WHAT YOU ARE ASKED TO DO. In the entries below, find every line holding the string "React" and collect it.

MATERIAL PROVIDED.
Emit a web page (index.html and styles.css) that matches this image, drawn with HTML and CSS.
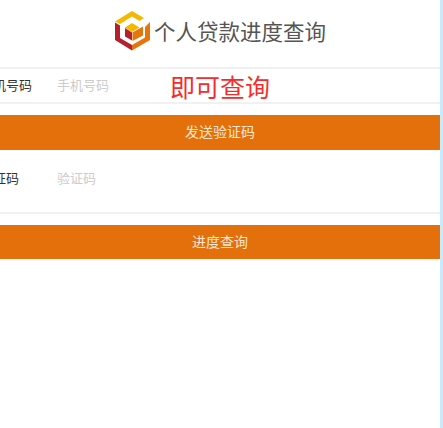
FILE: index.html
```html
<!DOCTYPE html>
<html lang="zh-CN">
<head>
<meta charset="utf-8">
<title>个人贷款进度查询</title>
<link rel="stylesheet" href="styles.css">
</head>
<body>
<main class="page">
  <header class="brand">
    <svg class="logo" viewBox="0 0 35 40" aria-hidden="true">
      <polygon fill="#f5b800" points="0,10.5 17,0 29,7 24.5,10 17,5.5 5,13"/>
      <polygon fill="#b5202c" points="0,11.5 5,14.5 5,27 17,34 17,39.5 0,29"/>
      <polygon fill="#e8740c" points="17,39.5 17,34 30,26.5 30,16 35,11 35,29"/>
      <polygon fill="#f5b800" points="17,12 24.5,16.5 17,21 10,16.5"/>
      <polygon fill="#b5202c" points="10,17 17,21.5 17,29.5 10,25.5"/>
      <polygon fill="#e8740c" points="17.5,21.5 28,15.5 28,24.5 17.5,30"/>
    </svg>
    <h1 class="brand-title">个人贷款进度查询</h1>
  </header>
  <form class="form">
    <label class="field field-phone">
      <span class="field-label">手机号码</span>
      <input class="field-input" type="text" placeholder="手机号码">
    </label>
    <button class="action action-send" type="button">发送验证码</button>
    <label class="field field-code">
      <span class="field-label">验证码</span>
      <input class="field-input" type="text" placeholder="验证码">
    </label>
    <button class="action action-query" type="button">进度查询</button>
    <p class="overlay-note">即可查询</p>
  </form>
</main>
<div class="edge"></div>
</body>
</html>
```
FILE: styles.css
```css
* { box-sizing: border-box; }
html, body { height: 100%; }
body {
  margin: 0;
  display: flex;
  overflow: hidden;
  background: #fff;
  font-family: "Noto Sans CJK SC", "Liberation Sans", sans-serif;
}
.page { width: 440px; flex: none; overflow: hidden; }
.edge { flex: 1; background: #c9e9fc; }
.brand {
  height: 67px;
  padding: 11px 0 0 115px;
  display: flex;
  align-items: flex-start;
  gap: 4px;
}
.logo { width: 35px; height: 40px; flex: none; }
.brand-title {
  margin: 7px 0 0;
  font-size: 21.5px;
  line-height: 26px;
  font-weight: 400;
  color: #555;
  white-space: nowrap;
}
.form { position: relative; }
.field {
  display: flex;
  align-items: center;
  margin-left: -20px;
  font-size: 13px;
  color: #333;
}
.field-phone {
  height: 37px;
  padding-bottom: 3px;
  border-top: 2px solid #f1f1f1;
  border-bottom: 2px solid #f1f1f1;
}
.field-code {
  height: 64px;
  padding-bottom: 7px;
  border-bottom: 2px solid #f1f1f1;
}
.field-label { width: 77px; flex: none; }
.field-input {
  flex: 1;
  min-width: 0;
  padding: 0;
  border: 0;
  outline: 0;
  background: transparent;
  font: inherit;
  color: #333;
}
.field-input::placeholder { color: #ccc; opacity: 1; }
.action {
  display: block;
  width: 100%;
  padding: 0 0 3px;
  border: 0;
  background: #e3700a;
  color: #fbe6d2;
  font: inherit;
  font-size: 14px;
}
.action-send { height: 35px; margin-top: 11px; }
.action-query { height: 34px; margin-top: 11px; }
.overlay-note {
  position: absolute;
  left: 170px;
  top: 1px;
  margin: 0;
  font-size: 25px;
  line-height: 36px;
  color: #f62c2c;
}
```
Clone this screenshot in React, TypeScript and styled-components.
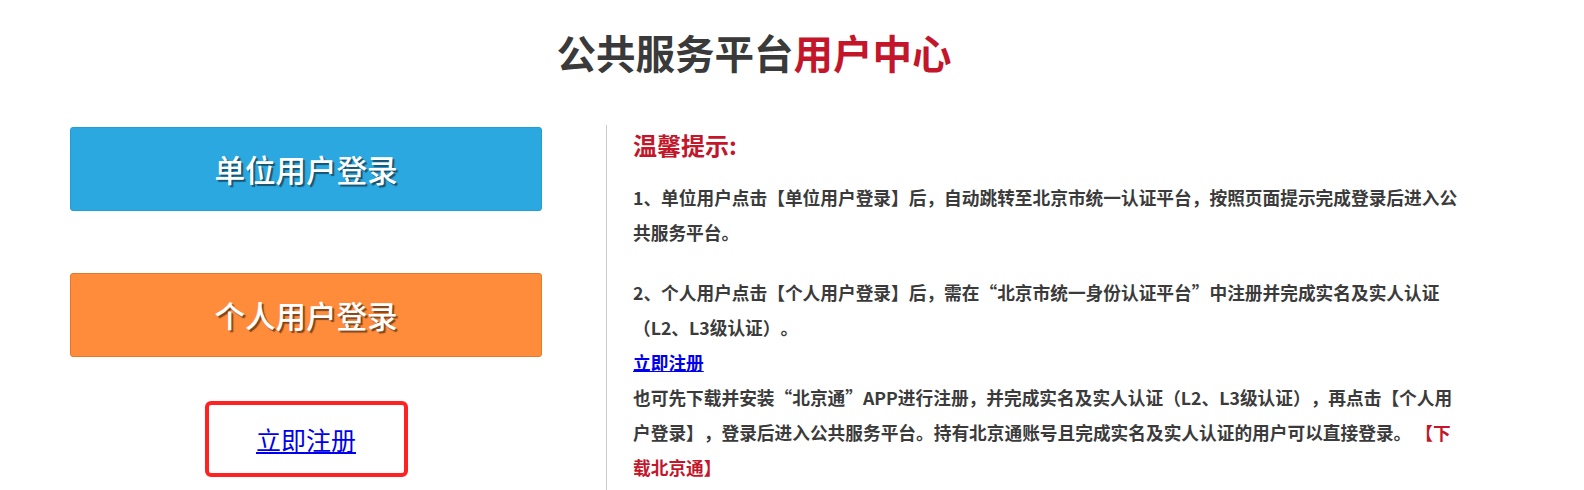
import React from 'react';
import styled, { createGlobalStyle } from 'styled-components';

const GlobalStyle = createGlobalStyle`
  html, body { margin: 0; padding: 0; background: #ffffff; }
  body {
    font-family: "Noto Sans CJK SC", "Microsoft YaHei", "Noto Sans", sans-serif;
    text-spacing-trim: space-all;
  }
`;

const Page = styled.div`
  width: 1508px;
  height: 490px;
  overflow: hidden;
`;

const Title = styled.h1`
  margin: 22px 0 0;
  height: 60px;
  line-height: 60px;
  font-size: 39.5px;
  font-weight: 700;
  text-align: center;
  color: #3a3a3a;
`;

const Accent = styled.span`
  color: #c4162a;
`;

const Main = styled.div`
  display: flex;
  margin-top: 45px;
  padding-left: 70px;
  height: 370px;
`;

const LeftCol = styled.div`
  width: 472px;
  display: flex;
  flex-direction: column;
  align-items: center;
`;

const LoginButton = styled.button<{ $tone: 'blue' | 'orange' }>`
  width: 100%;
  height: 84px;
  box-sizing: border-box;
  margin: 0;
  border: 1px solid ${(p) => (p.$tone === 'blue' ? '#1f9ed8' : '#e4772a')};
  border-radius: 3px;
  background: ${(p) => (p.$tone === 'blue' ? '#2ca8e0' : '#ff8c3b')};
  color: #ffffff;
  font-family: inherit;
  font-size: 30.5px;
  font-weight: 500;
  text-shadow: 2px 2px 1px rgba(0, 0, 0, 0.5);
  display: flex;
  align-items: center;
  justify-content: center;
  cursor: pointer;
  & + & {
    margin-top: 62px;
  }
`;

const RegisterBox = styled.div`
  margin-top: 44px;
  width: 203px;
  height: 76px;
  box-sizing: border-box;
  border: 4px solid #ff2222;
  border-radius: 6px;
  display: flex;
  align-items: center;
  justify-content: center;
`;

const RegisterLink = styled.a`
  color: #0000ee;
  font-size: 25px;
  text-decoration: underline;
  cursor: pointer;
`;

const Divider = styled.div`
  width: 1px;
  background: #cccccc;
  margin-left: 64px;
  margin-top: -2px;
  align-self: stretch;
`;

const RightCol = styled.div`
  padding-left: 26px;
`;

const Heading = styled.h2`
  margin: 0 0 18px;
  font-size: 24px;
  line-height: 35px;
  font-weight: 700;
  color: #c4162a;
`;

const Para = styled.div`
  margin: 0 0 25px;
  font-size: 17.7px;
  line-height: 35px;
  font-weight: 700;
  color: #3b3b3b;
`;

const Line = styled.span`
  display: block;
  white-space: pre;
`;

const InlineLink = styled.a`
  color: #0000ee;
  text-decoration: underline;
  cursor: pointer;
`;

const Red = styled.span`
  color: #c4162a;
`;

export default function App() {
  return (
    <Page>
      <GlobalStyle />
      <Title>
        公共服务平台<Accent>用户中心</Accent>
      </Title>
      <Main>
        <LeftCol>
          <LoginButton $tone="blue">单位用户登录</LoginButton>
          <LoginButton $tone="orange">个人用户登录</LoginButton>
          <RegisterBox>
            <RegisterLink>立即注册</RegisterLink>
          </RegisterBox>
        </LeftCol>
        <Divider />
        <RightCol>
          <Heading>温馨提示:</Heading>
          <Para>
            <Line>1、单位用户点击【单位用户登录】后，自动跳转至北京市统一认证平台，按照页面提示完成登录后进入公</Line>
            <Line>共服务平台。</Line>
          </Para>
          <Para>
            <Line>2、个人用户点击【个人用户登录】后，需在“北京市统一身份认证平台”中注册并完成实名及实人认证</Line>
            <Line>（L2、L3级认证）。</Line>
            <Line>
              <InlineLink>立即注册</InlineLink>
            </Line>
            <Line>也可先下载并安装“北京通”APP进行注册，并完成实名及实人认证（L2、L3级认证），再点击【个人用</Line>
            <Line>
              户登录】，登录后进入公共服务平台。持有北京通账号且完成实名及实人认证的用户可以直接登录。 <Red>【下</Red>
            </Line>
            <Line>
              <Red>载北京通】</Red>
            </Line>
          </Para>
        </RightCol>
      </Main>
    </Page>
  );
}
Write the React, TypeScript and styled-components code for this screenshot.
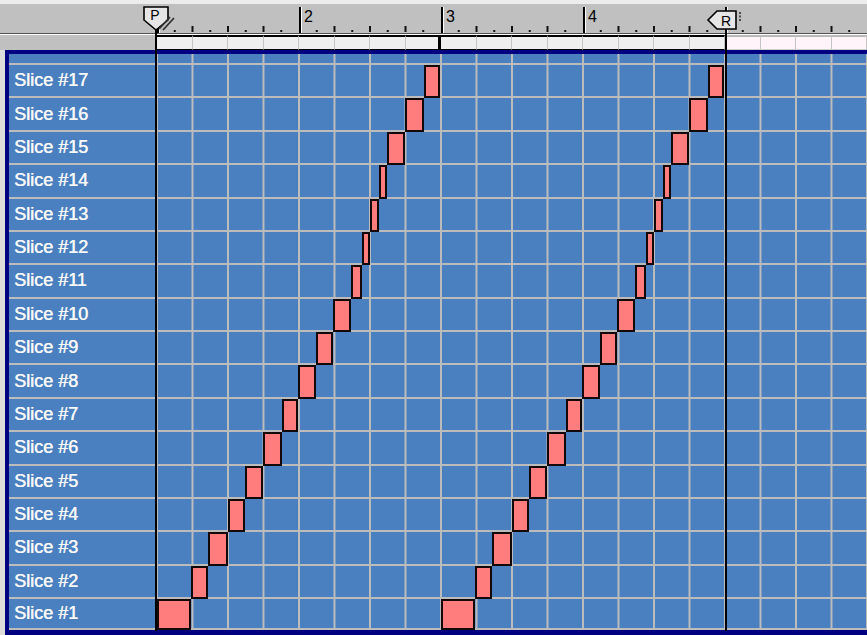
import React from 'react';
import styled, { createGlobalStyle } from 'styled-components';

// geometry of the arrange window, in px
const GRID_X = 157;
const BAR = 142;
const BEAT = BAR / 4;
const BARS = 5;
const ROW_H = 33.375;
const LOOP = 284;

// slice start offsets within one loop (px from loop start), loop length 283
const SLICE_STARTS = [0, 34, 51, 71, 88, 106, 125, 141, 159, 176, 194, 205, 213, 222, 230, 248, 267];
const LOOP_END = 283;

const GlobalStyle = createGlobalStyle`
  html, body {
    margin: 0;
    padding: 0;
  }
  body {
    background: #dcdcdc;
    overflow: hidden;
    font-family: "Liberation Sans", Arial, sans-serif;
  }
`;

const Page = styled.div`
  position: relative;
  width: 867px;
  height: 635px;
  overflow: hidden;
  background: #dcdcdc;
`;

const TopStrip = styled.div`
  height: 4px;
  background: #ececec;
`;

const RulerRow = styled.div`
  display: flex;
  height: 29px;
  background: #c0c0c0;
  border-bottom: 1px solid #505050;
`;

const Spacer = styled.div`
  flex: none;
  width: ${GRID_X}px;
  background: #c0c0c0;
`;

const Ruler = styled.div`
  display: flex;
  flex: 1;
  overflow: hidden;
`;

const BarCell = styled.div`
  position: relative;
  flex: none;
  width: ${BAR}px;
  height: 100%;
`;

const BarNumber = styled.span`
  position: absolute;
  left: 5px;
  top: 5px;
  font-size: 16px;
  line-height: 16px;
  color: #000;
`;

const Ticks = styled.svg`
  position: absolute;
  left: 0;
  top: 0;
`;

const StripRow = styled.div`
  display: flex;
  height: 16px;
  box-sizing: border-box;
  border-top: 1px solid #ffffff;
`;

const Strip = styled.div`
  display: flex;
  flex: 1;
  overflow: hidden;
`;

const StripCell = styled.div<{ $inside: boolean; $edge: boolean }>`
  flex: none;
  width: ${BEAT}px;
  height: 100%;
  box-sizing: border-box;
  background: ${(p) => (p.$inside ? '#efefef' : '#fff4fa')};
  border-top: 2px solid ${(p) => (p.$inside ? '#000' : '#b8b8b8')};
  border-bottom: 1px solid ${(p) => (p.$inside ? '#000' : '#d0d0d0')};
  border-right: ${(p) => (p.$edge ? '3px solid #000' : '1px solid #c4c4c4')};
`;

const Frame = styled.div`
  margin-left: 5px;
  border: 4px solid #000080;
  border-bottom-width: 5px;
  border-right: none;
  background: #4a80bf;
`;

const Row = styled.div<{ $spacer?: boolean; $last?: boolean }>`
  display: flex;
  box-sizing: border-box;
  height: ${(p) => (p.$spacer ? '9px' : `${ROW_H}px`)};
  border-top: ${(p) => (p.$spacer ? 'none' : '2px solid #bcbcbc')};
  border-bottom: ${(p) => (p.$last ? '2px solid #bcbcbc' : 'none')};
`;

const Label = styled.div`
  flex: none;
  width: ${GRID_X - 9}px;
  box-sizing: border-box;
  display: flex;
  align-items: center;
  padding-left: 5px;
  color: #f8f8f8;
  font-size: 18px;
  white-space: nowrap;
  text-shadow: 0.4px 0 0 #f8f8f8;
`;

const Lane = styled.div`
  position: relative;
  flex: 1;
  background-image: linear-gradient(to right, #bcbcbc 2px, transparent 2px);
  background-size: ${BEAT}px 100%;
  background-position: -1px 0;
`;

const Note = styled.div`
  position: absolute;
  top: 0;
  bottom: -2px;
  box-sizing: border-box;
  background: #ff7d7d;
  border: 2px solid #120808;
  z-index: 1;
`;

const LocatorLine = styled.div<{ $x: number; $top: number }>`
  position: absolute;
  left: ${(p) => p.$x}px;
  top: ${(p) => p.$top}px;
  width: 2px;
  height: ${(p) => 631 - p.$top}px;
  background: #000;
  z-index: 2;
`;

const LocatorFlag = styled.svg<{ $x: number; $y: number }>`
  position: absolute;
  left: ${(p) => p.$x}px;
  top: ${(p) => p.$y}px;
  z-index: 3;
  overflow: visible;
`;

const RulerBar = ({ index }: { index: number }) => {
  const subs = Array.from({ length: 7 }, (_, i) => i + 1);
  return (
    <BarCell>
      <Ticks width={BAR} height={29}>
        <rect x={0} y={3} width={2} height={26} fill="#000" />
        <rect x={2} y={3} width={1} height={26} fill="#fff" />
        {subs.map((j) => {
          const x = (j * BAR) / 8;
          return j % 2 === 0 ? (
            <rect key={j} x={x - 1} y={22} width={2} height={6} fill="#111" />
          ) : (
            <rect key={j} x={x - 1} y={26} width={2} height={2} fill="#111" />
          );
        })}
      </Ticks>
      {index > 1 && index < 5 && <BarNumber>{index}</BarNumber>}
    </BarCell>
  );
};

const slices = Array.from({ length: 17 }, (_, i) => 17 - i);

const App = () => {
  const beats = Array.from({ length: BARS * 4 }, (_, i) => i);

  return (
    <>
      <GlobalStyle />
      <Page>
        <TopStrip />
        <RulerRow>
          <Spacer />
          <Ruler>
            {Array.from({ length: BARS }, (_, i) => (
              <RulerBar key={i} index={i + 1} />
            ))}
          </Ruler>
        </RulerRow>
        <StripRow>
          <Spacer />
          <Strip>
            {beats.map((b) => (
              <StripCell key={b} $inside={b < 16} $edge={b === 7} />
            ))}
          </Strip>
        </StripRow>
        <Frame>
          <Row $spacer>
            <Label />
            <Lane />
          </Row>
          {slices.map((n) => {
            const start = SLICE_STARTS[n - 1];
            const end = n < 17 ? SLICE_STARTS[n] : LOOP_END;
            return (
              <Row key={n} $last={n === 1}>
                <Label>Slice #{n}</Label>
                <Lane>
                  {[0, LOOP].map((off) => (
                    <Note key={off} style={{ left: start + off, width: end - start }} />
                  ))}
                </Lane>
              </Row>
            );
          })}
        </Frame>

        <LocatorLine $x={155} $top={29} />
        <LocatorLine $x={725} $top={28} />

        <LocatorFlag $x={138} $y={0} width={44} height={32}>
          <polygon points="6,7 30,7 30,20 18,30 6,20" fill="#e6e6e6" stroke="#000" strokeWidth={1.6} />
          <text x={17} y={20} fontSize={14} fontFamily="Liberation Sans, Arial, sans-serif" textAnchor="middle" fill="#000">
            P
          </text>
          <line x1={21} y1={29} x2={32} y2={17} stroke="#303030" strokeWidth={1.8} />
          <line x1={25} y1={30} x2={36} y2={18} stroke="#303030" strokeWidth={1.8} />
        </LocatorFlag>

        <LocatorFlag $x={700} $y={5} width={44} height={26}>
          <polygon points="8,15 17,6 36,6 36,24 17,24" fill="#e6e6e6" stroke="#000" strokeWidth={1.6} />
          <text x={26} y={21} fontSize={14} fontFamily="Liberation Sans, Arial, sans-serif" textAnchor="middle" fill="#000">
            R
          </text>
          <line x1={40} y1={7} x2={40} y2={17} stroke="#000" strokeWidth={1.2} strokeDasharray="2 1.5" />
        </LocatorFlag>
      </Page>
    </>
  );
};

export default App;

FINAL RESULT.
Clone this screenshot in React, TypeScript and styled-components.
import React from 'react';
Write the React, TypeScript and styled-components code for this screenshot.
import React from 'react';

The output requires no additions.